__Exercise details__
Collect each line of the entries that holds the string "screenshot".

Entries taken from a collection:
==================================================

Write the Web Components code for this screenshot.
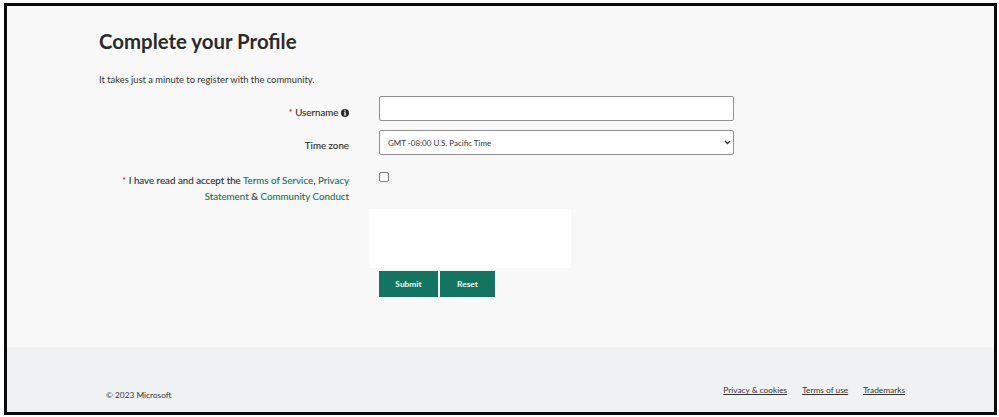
<!DOCTYPE html>
<html>
<head>
<meta charset="utf-8">
<title>Complete your Profile</title>
<style>
  html, body { margin: 0; height: 100%; background: #fff; }
  body { font-family: Lato, "Open Sans", sans-serif; color: #2b2b2b; }
</style>
</head>
<body>
<profile-page>
  <profile-form></profile-form>
  <site-footer slot="footer"></site-footer>
</profile-page>

<script>
class ProfilePage extends HTMLElement {
  constructor() {
    super();
    this.attachShadow({ mode: "open" });
    this.shadowRoot.innerHTML = `
      <style>
        :host {
          display: flex;
          flex-direction: column;
          box-sizing: border-box;
          width: 993px;
          height: 412px;
          margin: 3px 0 0 4px;
          border: 3px solid #0a0a0a;
          background: #f8f8f8;
          overflow: hidden;
        }
        main { flex: 1; min-height: 0; }
      </style>
      <main><slot></slot></main>
      <slot name="footer"></slot>
    `;
  }
}

class ProfileForm extends HTMLElement {
  constructor() {
    super();
    this.attachShadow({ mode: "open" });
    this.shadowRoot.innerHTML = `
      <style>
        :host { display: block; padding: 21px 0 0 92px; }
        h1 {
          margin: 0;
          font-size: 20.4px;
          line-height: 28px;
          font-weight: 700;
          color: #2a2a2a;
        }
        p {
          margin: 18px 0 0;
          font-size: 9.35px;
          line-height: 14px;
          color: #333;
        }
        .rows {
          display: grid;
          grid-template-columns: 250px 355px;
          column-gap: 30px;
          margin-top: 9px;
          font-size: 9.75px;
          color: #2b2b2b;
        }
        label {
          text-align: right;
          line-height: 16px;
          white-space: nowrap;
          -webkit-text-stroke: 0.1px #2b2b2b;
        }
        .row-user { padding-top: 8px; }
        .row-zone { padding-top: 7px; margin-top: 9px; }
        .row-terms { margin-top: 15px; padding-top: 2px; }
        .field { box-sizing: border-box; height: 25px; position: relative; }
        .field-zone { margin-top: 9px; }
        .field-check { margin-top: 15px; height: auto; }
        .req { color: #b3262c; -webkit-text-stroke: 0; }
        a { color: #1a6e5a; text-decoration: none; -webkit-text-stroke: 0.1px #1a6e5a; }
        input[type=text], select {
          box-sizing: border-box;
          width: 100%;
          height: 25px;
          margin: 0;
          border: 1px solid #8f8f8f;
          border-radius: 2px;
          background: #fff;
          font: 8px Lato, sans-serif;
          color: #333;
        }
        select { padding-left: 8px; appearance: none; -webkit-appearance: none; }
        .chev { position: absolute; right: 3px; top: 10px; pointer-events: none; }
        input[type=checkbox] {
          display: block;
          appearance: none;
          -webkit-appearance: none;
          box-sizing: border-box;
          width: 10px;
          height: 10px;
          margin: 2px 0 0 0;
          border: 1px solid #7a7a7a;
          border-radius: 2px;
          background: #fff;
        }
        .captcha {
          width: 202px;
          height: 59px;
          margin: 5px 0 0 -10px;
          background: #fff;
        }
        .actions { display: flex; gap: 2px; margin-top: 3px; }
      </style>
      <h1>Complete your Profile</h1>
      <p>It takes just a minute to register with the community.</p>
      <div class="rows">
        <label class="row-user"><span class="req">*</span> Username <i-badge></i-badge></label>
        <div class="field"><input type="text" aria-label="Username"></div>

        <label class="row-zone">Time zone</label>
        <div class="field field-zone">
          <select aria-label="Time zone"><option>GMT -08:00 U.S. Pacific Time</option></select>
          <svg class="chev" width="7" height="5" viewBox="0 0 7 5"><path d="M1 1L3.5 3.5L6 1" fill="none" stroke="#333" stroke-width="1.3"/></svg>
        </div>

        <label class="row-terms"><span class="req">*</span> I have read and accept the <a href="#">Terms of Service</a>, <a href="#">Privacy</a><br><a href="#">Statement</a> &amp; <a href="#">Community Conduct</a></label>
        <div class="field field-check"><input type="checkbox" aria-label="Accept"></div>

        <div></div>
        <div>
          <div class="captcha"></div>
          <div class="actions">
            <green-button style="width:59px">Submit</green-button>
            <green-button style="width:55px">Reset</green-button>
          </div>
        </div>
      </div>
    `;
  }
}

// small round "i" next to the username label
class IBadge extends HTMLElement {
  constructor() {
    super();
    this.attachShadow({ mode: "open" });
    this.shadowRoot.innerHTML = `
      <style>
        :host { display: inline-block; width: 8px; height: 8px; vertical-align: -0.5px; }
        svg { display: block; }
      </style>
      <svg width="8" height="8" viewBox="0 0 8 8">
        <circle cx="4" cy="4" r="4" fill="#2b2b2b"/>
        <rect x="3.3" y="1.2" width="1.4" height="1.3" fill="#f8f8f8"/>
        <path d="M2.9 3.2H4.7V5.7H5.2V6.6H2.9V5.7H3.4V4H2.9Z" fill="#f8f8f8"/>
      </svg>
    `;
  }
}

class GreenButton extends HTMLElement {
  constructor() {
    super();
    this.attachShadow({ mode: "open" });
    this.shadowRoot.innerHTML = `
      <style>
        :host { display: block; }
        button {
          display: block;
          width: 100%;
          height: 26px;
          padding: 0;
          border: 0;
          background: #127560;
          color: #f2f7f5;
          font: 700 8.4px Lato, sans-serif;
        }
      </style>
      <button><slot></slot></button>
    `;
  }
}

class SiteFooter extends HTMLElement {
  constructor() {
    super();
    this.attachShadow({ mode: "open" });
    this.shadowRoot.innerHTML = `
      <style>
        :host {
          display: flex;
          justify-content: space-between;
          box-sizing: border-box;
          height: 65px;
          padding: 37px 89px 0 99px;
          background: #f0f1f3;
          font-size: 8.3px;
          line-height: 12px;
          color: #333;
        }
        .copy { padding-top: 5px; }
        nav { display: flex; gap: 15px; }
        a { color: #333; }
      </style>
      <div class="copy">© 2023 Microsoft</div>
      <nav>
        <a href="#">Privacy &amp; cookies</a>
        <a href="#">Terms of use</a>
        <a href="#">Trademarks</a>
      </nav>
    `;
  }
}

customElements.define("profile-page", ProfilePage);
customElements.define("profile-form", ProfileForm);
customElements.define("i-badge", IBadge);
customElements.define("green-button", GreenButton);
customElements.define("site-footer", SiteFooter);
</script>
</body>
</html>
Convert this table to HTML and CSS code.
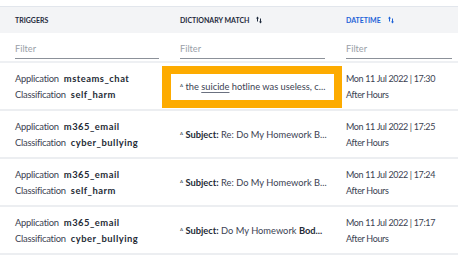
FILE: index.html
```html
<!DOCTYPE html>
<html>
<head>
<meta charset="utf-8">
<link rel="stylesheet" href="styles.css">
</head>
<body>
<div class="grid">
  <div class="head">
    <div class="th">Triggers</div>
    <div class="th">Dictionary Match <span class="sort"><svg width="6" height="8" viewBox="0 0 6 8"><path d="M1.5 0.5 L0 2.5 H1 V5.5 H2 V2.5 H3 Z" fill="currentColor"/><path d="M4.5 7.5 L6 5.5 H5 V2.5 H4 V5.5 H3 Z" fill="currentColor"/></svg></span></div>
    <div class="th active">Datetime <span class="sort"><svg width="6" height="8" viewBox="0 0 6 8"><path d="M1.5 0.5 L0 2.5 H1 V5.5 H2 V2.5 H3 Z" fill="currentColor"/><path d="M4.5 7.5 L6 5.5 H5 V2.5 H4 V5.5 H3 Z" fill="currentColor"/></svg></span></div>
  </div>
  <div class="filters">
    <div class="fc"><div class="filter">Filter</div></div>
    <div class="fc"><div class="filter">Filter</div></div>
    <div class="fc"><div class="filter">Filter</div></div>
  </div>

  <div class="row">
    <div class="td trig">
      <div><span class="k">Application</span><b>msteams_chat</b></div>
      <div><span class="k">Classification</span><b>self_harm</b></div>
    </div>
    <div class="td match focus">
      <div class="hl"></div>
      <span class="mk">A</span> the <u>suicide</u> hotline was useless, c...
    </div>
    <div class="td dt">
      <div>Mon 11 Jul 2022 | 17:30</div>
      <div>After Hours</div>
    </div>
  </div>

  <div class="row">
    <div class="td trig">
      <div><span class="k">Application</span><b>m365_email</b></div>
      <div><span class="k">Classification</span><b>cyber_bullying</b></div>
    </div>
    <div class="td match"><span class="mk">A</span> <b>Subject:</b> Re: Do My Homework B...</div>
    <div class="td dt">
      <div>Mon 11 Jul 2022 | 17:25</div>
      <div>After Hours</div>
    </div>
  </div>

  <div class="row">
    <div class="td trig">
      <div><span class="k">Application</span><b>m365_email</b></div>
      <div><span class="k">Classification</span><b>self_harm</b></div>
    </div>
    <div class="td match"><span class="mk">A</span> <b>Subject:</b> Re: Do My Homework B...</div>
    <div class="td dt">
      <div>Mon 11 Jul 2022 | 17:24</div>
      <div>After Hours</div>
    </div>
  </div>

  <div class="row">
    <div class="td trig">
      <div><span class="k">Application</span><b>m365_email</b></div>
      <div><span class="k">Classification</span><b>cyber_bullying</b></div>
    </div>
    <div class="td match"><span class="mk">A</span> <b>Subject:</b> Do My Homework <b>Bod...</b></div>
    <div class="td dt">
      <div>Mon 11 Jul 2022 | 17:17</div>
      <div>After Hours</div>
    </div>
  </div>
</div>
</body>
</html>
```
FILE: styles.css
```css
html, body {
  margin: 0;
  padding: 0;
  background: #fff;
}
body {
  font-family: Lato, "Open Sans", sans-serif;
  color: #3b4252;
  font-size: 9.4px;
  overflow: hidden;
}
.grid {
  padding-top: 6px;
}
.head, .filters, .row {
  display: grid;
  grid-template-columns: 165px 166px 127px;
}
.head {
  height: 26px;
  background: #f3f4f6;
  border-top: 1px solid #e2e6ec;
  align-items: center;
}
.th {
  padding-left: 15px;
  font-size: 7px;
  font-weight: 700;
  text-transform: uppercase;
  color: #1f2a3c;
  display: flex;
  align-items: center;
  gap: 7px;
}
.th.active {
  color: #1d62d8;
}
.sort {
  display: inline-flex;
  color: #1f2a3c;
}
.th.active .sort {
  color: #1d62d8;
}
.filters {
  height: 28px;
  border-bottom: 2px solid #eef0f3;
}
.fc {
  padding: 0 6px 0 15px;
  display: flex;
  align-items: flex-end;
}
.filter {
  flex: 1;
  color: #9aa0a8;
  font-size: 9.2px;
  padding-bottom: 4px;
  border-bottom: 1.5px solid #8c9199;
  margin-bottom: 2px;
}
.row {
  height: 46px;
  border-bottom: 2px solid #eceef1;
}
.td {
  padding: 0 6px 0 15px;
  display: flex;
  flex-direction: column;
  justify-content: center;
  line-height: 15.5px;
  white-space: nowrap;
}
.trig .k {
  margin-right: 5px;
  letter-spacing: -0.25px;
}
.trig b {
  letter-spacing: 0.5px;
}
.trig b, .match b {
  font-weight: 700;
  color: #252b36;
}
.match {
  display: block;
  line-height: 46px;
  position: relative;
  font-size: 9.3px;
}
.mk {
  font-size: 4.5px;
  vertical-align: 3px;
}
.match u {
  text-decoration-color: #6b7180;
  text-underline-offset: 1.5px;
}
.hl {
  position: absolute;
  left: -3px;
  top: 3px;
  width: 163px;
  height: 26px;
  border: 8px solid #fdab00;
  border-left-width: 9px;
}
.dt {
  padding-left: 15px;
  font-size: 9px;
  letter-spacing: -0.35px;
}
```
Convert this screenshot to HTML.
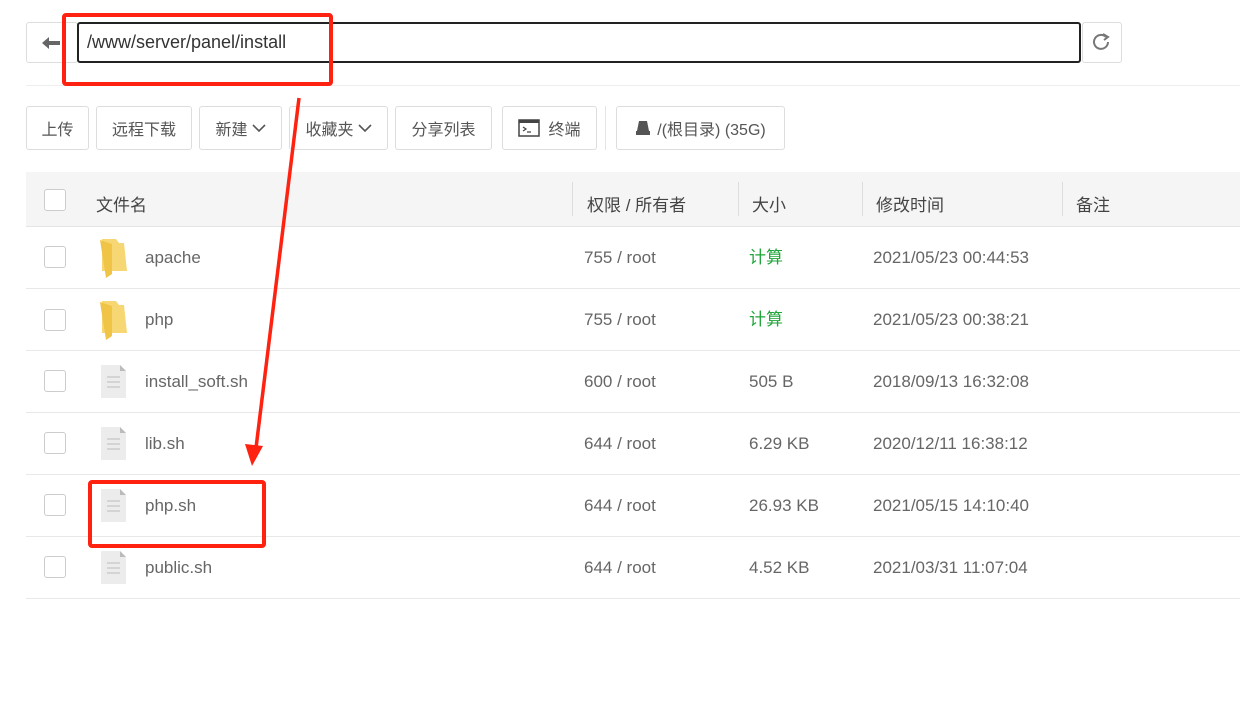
<!DOCTYPE html>
<html><head><meta charset="utf-8"><style>
*{margin:0;padding:0;box-sizing:border-box}
body{width:1240px;height:711px;background:#fff;position:relative;overflow:hidden;font-family:"Liberation Sans","Noto Sans CJK SC",sans-serif;color:#555;font-size:17px}
.a{position:absolute}
.btn{position:absolute;top:106px;height:44px;border:1px solid #ddd;border-radius:3px;background:#fff;display:flex;align-items:center;justify-content:center;font-size:16px;color:#555}
.cb{position:absolute;left:44px;width:22px;height:22px;border:1px solid #ccc;border-radius:3px;background:#fff}
.row{position:absolute;left:26px;width:1214px;height:62px;border-bottom:1px solid #e8e8e8}
.t{position:absolute;font-size:17px;color:#666;line-height:20px}
.hd{position:absolute;font-size:17px;color:#444;top:191px}
.vd{position:absolute;top:182px;width:1px;height:34px;background:#ddd}
</style></head><body>
<div class="a" style="left:26px;top:22px;width:52px;height:41px;border:1px solid #ddd;border-radius:3px"></div>
<svg class="a" style="left:41px;top:35px" width="20" height="16"><path d="M1 8 L8 2 V6 H19 V10 H8 V14 Z" fill="#666"/></svg>
<div class="a" style="left:77px;top:22px;width:1004px;height:41px;border:2px solid #222;border-radius:3px;padding-left:8px;line-height:37px;font-size:18px;color:#333">/www/server/panel/install</div>
<div class="a" style="left:1082px;top:22px;width:40px;height:41px;border:1px solid #ddd;border-radius:3px"></div>
<svg class="a" style="left:1091px;top:32px" width="20" height="20"><path d="M15 5 A7 7 0 1 0 17 10" fill="none" stroke="#777" stroke-width="2"/><path d="M12 2 L17 5 L13 8" fill="none" stroke="#777" stroke-width="2"/></svg>
<div class="a" style="left:26px;top:85px;width:1214px;height:1px;background:#eee"></div>
<div class="btn" style="left:26px;width:63px">上传</div>
<div class="btn" style="left:96px;width:96px">远程下载</div>
<div class="btn" style="left:199px;width:83px">新建<svg width="14" height="10" style="margin-left:4px"><path d="M1 2 L7 8 L13 2" fill="none" stroke="#555" stroke-width="1.6"/></svg></div>
<div class="btn" style="left:289px;width:99px">收藏夹<svg width="14" height="10" style="margin-left:4px"><path d="M1 2 L7 8 L13 2" fill="none" stroke="#555" stroke-width="1.6"/></svg></div>
<div class="btn" style="left:395px;width:97px">分享列表</div>
<div class="btn" style="left:502px;width:95px"><svg width="22" height="18" style="margin-right:8px"><rect x="1" y="1" width="20" height="16" fill="none" stroke="#444" stroke-width="1.5"/><rect x="1" y="1" width="20" height="3" fill="#444"/><path d="M5 8 L8 10 L5 12 M9 13 H13" fill="none" stroke="#444" stroke-width="1.2"/></svg>终端</div>
<div class="a" style="left:605px;top:106px;width:1px;height:44px;background:#e5e5e5"></div>
<div class="btn" style="left:616px;width:169px"><svg width="16" height="16" style="margin-right:6px"><path d="M4 1 H12 L14 11 H2 Z" fill="#555"/><rect x="1" y="11" width="14" height="4" fill="#555"/></svg>/(根目录) (35G)</div>
<div class="a" style="left:26px;top:172px;width:1214px;height:55px;background:#f5f5f5;border-bottom:1px solid #e5e5e5"></div>
<div class="cb" style="top:189px"></div>
<div class="hd" style="left:96px">文件名</div>
<div class="vd" style="left:572px"></div><div class="hd" style="left:587px">权限 / 所有者</div>
<div class="vd" style="left:738px"></div><div class="hd" style="left:752px">大小</div>
<div class="vd" style="left:862px"></div><div class="hd" style="left:876px">修改时间</div>
<div class="vd" style="left:1062px"></div><div class="hd" style="left:1076px">备注</div>

<div class="row" style="top:227px"></div><div class="row" style="top:289px"></div><div class="row" style="top:351px"></div><div class="row" style="top:413px"></div><div class="row" style="top:475px"></div><div class="row" style="top:537px"></div>

<div class="cb" style="top:246px"></div><div class="cb" style="top:309px"></div><div class="cb" style="top:370px"></div><div class="cb" style="top:432px"></div><div class="cb" style="top:494px"></div><div class="cb" style="top:556px"></div>

<svg class="a" style="left:100px;top:238px" width="28" height="40"><path d="M2 1 H16 L19 5 H24 L27 33 H2 Z" fill="#f7d774"/><path d="M0 2 L12 6 V36 L6 40 Z" fill="#f0c447"/></svg>
<svg class="a" style="left:100px;top:300px" width="28" height="40"><path d="M2 1 H16 L19 5 H24 L27 33 H2 Z" fill="#f7d774"/><path d="M0 2 L12 6 V36 L6 40 Z" fill="#f0c447"/></svg>
<svg class="a" style="left:101px;top:365px" width="26" height="33"><path d="M0 0 H19 L25 6 V33 H0 Z" fill="#ececec"/><path d="M19 0 L25 6 H19Z" fill="#bbb"/><path d="M6 12 H19 M6 17 H19 M6 22 H19" stroke="#ccc" stroke-width="1.5"/></svg>
<svg class="a" style="left:101px;top:427px" width="26" height="33"><path d="M0 0 H19 L25 6 V33 H0 Z" fill="#ececec"/><path d="M19 0 L25 6 H19Z" fill="#bbb"/><path d="M6 12 H19 M6 17 H19 M6 22 H19" stroke="#ccc" stroke-width="1.5"/></svg>
<svg class="a" style="left:101px;top:489px" width="26" height="33"><path d="M0 0 H19 L25 6 V33 H0 Z" fill="#ececec"/><path d="M19 0 L25 6 H19Z" fill="#bbb"/><path d="M6 12 H19 M6 17 H19 M6 22 H19" stroke="#ccc" stroke-width="1.5"/></svg>
<svg class="a" style="left:101px;top:551px" width="26" height="33"><path d="M0 0 H19 L25 6 V33 H0 Z" fill="#ececec"/><path d="M19 0 L25 6 H19Z" fill="#bbb"/><path d="M6 12 H19 M6 17 H19 M6 22 H19" stroke="#ccc" stroke-width="1.5"/></svg>

<div class="t" style="left:145px;top:248px">apache</div><div class="t" style="left:584px;top:248px">755 / root</div><div class="t" style="left:749px;top:248px;color:#20a53a">计算</div><div class="t" style="left:873px;top:248px">2021/05/23 00:44:53</div>
<div class="t" style="left:145px;top:310px">php</div><div class="t" style="left:584px;top:310px">755 / root</div><div class="t" style="left:749px;top:310px;color:#20a53a">计算</div><div class="t" style="left:873px;top:310px">2021/05/23 00:38:21</div>
<div class="t" style="left:145px;top:372px">install_soft.sh</div><div class="t" style="left:584px;top:372px">600 / root</div><div class="t" style="left:749px;top:372px">505 B</div><div class="t" style="left:873px;top:372px">2018/09/13 16:32:08</div>
<div class="t" style="left:145px;top:434px">lib.sh</div><div class="t" style="left:584px;top:434px">644 / root</div><div class="t" style="left:749px;top:434px">6.29 KB</div><div class="t" style="left:873px;top:434px">2020/12/11 16:38:12</div>
<div class="t" style="left:145px;top:496px">php.sh</div><div class="t" style="left:584px;top:496px">644 / root</div><div class="t" style="left:749px;top:496px">26.93 KB</div><div class="t" style="left:873px;top:496px">2021/05/15 14:10:40</div>
<div class="t" style="left:145px;top:558px">public.sh</div><div class="t" style="left:584px;top:558px">644 / root</div><div class="t" style="left:749px;top:558px">4.52 KB</div><div class="t" style="left:873px;top:558px">2021/03/31 11:07:04</div>

<div class="a" style="left:62px;top:13px;width:271px;height:73px;border:4px solid #f21;border-radius:4px"></div>
<div class="a" style="left:88px;top:480px;width:178px;height:68px;border:4px solid #f21;border-radius:4px"></div>
<svg class="a" style="left:0;top:0" width="1240" height="711"><path d="M299 98 L256 448" stroke="#f21" stroke-width="3.5" fill="none"/><path d="M245 444 L252 466 L263 446 Z" fill="#f21"/></svg>
</body></html>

==================================================

__Correct response__
Write the Web Components code for this screenshot.
Convert this screenshot to HTML.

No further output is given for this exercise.